Your task: Copy the data below exactly, omitting any picture it contains.

Material:
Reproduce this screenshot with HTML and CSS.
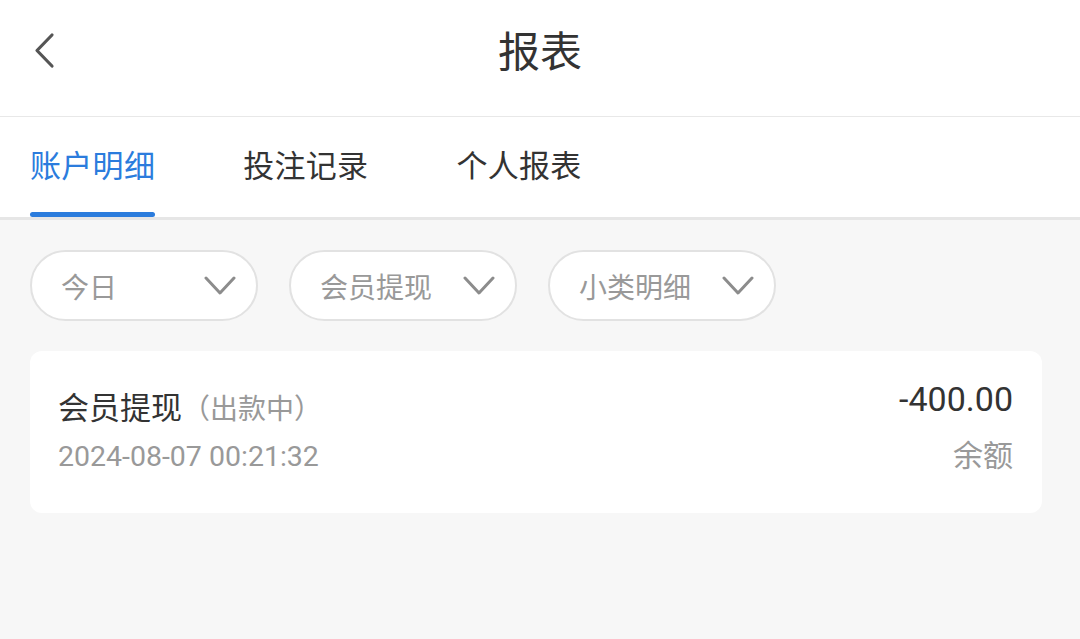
FILE: index.html
```html
<!DOCTYPE html>
<html lang="zh-CN">
<head>
    <meta charset="UTF-8">
    <meta name="viewport" content="width=device-width, initial-scale=1.0">
    <title>报表</title>
    <link rel="stylesheet" href="styles.css">
</head>
<body>
    <div class="page">
        <div class="header">
            <a class="back" href="#">
                <svg width="30" height="40" viewBox="0 0 30 40">
                    <path d="M22 4 L7 19.5 L22 35" fill="none" stroke="#555" stroke-width="3.2" stroke-linecap="round" stroke-linejoin="round"/>
                </svg>
            </a>
            <h1 class="title">报表</h1>
        </div>

        <ul class="tabs">
            <li class="active">账户明细</li>
            <li>投注记录</li>
            <li>个人报表</li>
        </ul>

        <div class="filters">
            <div class="pill">
                <span>今日</span>
                <svg class="arrow" width="32" height="20" viewBox="0 0 32 20"><path d="M2 2 L16 17 L30 2" fill="none" stroke="#8c8c8c" stroke-width="3" stroke-linecap="round" stroke-linejoin="round"/></svg>
            </div>
            <div class="pill">
                <span>会员提现</span>
                <svg class="arrow" width="32" height="20" viewBox="0 0 32 20"><path d="M2 2 L16 17 L30 2" fill="none" stroke="#8c8c8c" stroke-width="3" stroke-linecap="round" stroke-linejoin="round"/></svg>
            </div>
            <div class="pill">
                <span>小类明细</span>
                <svg class="arrow" width="32" height="20" viewBox="0 0 32 20"><path d="M2 2 L16 17 L30 2" fill="none" stroke="#8c8c8c" stroke-width="3" stroke-linecap="round" stroke-linejoin="round"/></svg>
            </div>
        </div>

        <div class="list">
            <div class="item">
                <div class="left">
                    <p class="name">会员提现<em>（出款中）</em></p>
                    <p class="time">2024-08-07 00:21:32</p>
                </div>
                <div class="right">
                    <p class="money">-400.00</p>
                    <p class="label">余额</p>
                </div>
            </div>
        </div>
    </div>
</body>
</html>
```

FILE: styles.css
```css
* {
    padding: 0;
    margin: 0;
    box-sizing: border-box;
}
body {
    width: 1080px;
    height: 639px;
    overflow: hidden;
    background-color: #f7f7f7;
    font-family: Roboto, "Noto Sans CJK SC", sans-serif;
    color: #333;
}

.header {
    height: 117px;
    background-color: #fff;
    border-bottom: 1px solid #e8e8e8;
    display: flex;
    align-items: center;
    justify-content: center;
    position: relative;
}
.header .back {
    position: absolute;
    left: 30px;
    top: 31px;
    display: block;
}
.header .title {
    font-size: 42px;
    font-weight: normal;
    color: #333;
    margin-top: -20px;
}

.tabs {
    list-style: none;
    height: 103px;
    background-color: #fff;
    border-bottom: 3px solid #e6e6e6;
    display: flex;
    padding-left: 30px;
    gap: 88px;
}
.tabs li {
    font-size: 31px;
    line-height: 100px;
    color: #333;
    position: relative;
    letter-spacing: 0.3px;
}
.tabs li.active {
    color: #2b7cdd;
}
.tabs li.active::after {
    content: "";
    position: absolute;
    left: 0;
    right: 0;
    bottom: 0;
    height: 5px;
    border-radius: 3px;
    background-color: #2b7cdd;
}

.filters {
    display: flex;
    gap: 31px;
    padding: 30px 30px 0;
}
.pill {
    width: 228px;
    height: 71px;
    background-color: #fff;
    border: 2px solid #e2e2e2;
    border-radius: 36px;
    display: flex;
    align-items: center;
    justify-content: space-between;
    padding: 0 20px 0 29px;
    font-size: 28px;
    color: #999;
}
.pill .arrow {
    display: block;
    margin-top: 0;
}

.list {
    padding: 30px 38px 0 30px;
}
.item {
    background-color: #fff;
    border-radius: 12px;
    height: 162px;
    display: flex;
    justify-content: space-between;
    padding: 0 29px 0 28px;
}
.item .left {
    padding-top: 36px;
}
.item .name {
    font-size: 31px;
    color: #333;
    line-height: 44px;
}
.item .name em {
    font-style: normal;
    font-size: 28px;
    color: #999;
}
.item .time {
    font-size: 28.5px;
    color: #999;
    line-height: 40px;
    margin-top: 5px;
}
.item .right {
    text-align: right;
    padding-top: 26px;
}
.item .money {
    font-size: 34px;
    color: #333;
    line-height: 44px;
}
.item .label {
    font-size: 30px;
    color: #999;
    line-height: 44px;
    margin-top: 13px;
}
```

Written solution:
Reproduce this screenshot with HTML and CSS.
FILE: index.html
```html
<!DOCTYPE html>
<html lang="zh-CN">
<head>
    <meta charset="UTF-8">
    <meta name="viewport" content="width=device-width, initial-scale=1.0">
    <title>报表</title>
    <link rel="stylesheet" href="styles.css">
</head>
<body>
    <div class="page">
        <div class="header">
            <a class="back" href="#">
                <svg width="30" height="40" viewBox="0 0 30 40">
                    <path d="M22 4 L7 19.5 L22 35" fill="none" stroke="#555" stroke-width="3.2" stroke-linecap="round" stroke-linejoin="round"/>
                </svg>
            </a>
            <h1 class="title">报表</h1>
        </div>

        <ul class="tabs">
            <li class="active">账户明细</li>
            <li>投注记录</li>
            <li>个人报表</li>
        </ul>

        <div class="filters">
            <div class="pill">
                <span>今日</span>
                <svg class="arrow" width="32" height="20" viewBox="0 0 32 20"><path d="M2 2 L16 17 L30 2" fill="none" stroke="#8c8c8c" stroke-width="3" stroke-linecap="round" stroke-linejoin="round"/></svg>
            </div>
            <div class="pill">
                <span>会员提现</span>
                <svg class="arrow" width="32" height="20" viewBox="0 0 32 20"><path d="M2 2 L16 17 L30 2" fill="none" stroke="#8c8c8c" stroke-width="3" stroke-linecap="round" stroke-linejoin="round"/></svg>
            </div>
            <div class="pill">
                <span>小类明细</span>
                <svg class="arrow" width="32" height="20" viewBox="0 0 32 20"><path d="M2 2 L16 17 L30 2" fill="none" stroke="#8c8c8c" stroke-width="3" stroke-linecap="round" stroke-linejoin="round"/></svg>
            </div>
        </div>

        <div class="list">
            <div class="item">
                <div class="left">
                    <p class="name">会员提现<em>（出款中）</em></p>
                    <p class="time">2024-08-07 00:21:32</p>
                </div>
                <div class="right">
                    <p class="money">-400.00</p>
                    <p class="label">余额</p>
                </div>
            </div>
        </div>
    </div>
</body>
</html>
```

FILE: styles.css
```css
* {
    padding: 0;
    margin: 0;
    box-sizing: border-box;
}
body {
    width: 1080px;
    height: 639px;
    overflow: hidden;
    background-color: #f7f7f7;
    font-family: Roboto, "Noto Sans CJK SC", sans-serif;
    color: #333;
}

.header {
    height: 117px;
    background-color: #fff;
    border-bottom: 1px solid #e8e8e8;
    display: flex;
    align-items: center;
    justify-content: center;
    position: relative;
}
.header .back {
    position: absolute;
    left: 30px;
    top: 31px;
    display: block;
}
.header .title {
    font-size: 42px;
    font-weight: normal;
    color: #333;
    margin-top: -20px;
}

.tabs {
    list-style: none;
    height: 103px;
    background-color: #fff;
    border-bottom: 3px solid #e6e6e6;
    display: flex;
    padding-left: 30px;
    gap: 88px;
}
.tabs li {
    font-size: 31px;
    line-height: 100px;
    color: #333;
    position: relative;
    letter-spacing: 0.3px;
}
.tabs li.active {
    color: #2b7cdd;
}
.tabs li.active::after {
    content: "";
    position: absolute;
    left: 0;
    right: 0;
    bottom: 0;
    height: 5px;
    border-radius: 3px;
    background-color: #2b7cdd;
}

.filters {
    display: flex;
    gap: 31px;
    padding: 30px 30px 0;
}
.pill {
    width: 228px;
    height: 71px;
    background-color: #fff;
    border: 2px solid #e2e2e2;
    border-radius: 36px;
    display: flex;
    align-items: center;
    justify-content: space-between;
    padding: 0 20px 0 29px;
    font-size: 28px;
    color: #999;
}
.pill .arrow {
    display: block;
    margin-top: 0;
}

.list {
    padding: 30px 38px 0 30px;
}
.item {
    background-color: #fff;
    border-radius: 12px;
    height: 162px;
    display: flex;
    justify-content: space-between;
    padding: 0 29px 0 28px;
}
.item .left {
    padding-top: 36px;
}
.item .name {
    font-size: 31px;
    color: #333;
    line-height: 44px;
}
.item .name em {
    font-style: normal;
    font-size: 28px;
    color: #999;
}
.item .time {
    font-size: 28.5px;
    color: #999;
    line-height: 40px;
    margin-top: 5px;
}
.item .right {
    text-align: right;
    padding-top: 26px;
}
.item .money {
    font-size: 34px;
    color: #333;
    line-height: 44px;
}
.item .label {
    font-size: 30px;
    color: #999;
    line-height: 44px;
    margin-top: 13px;
}
```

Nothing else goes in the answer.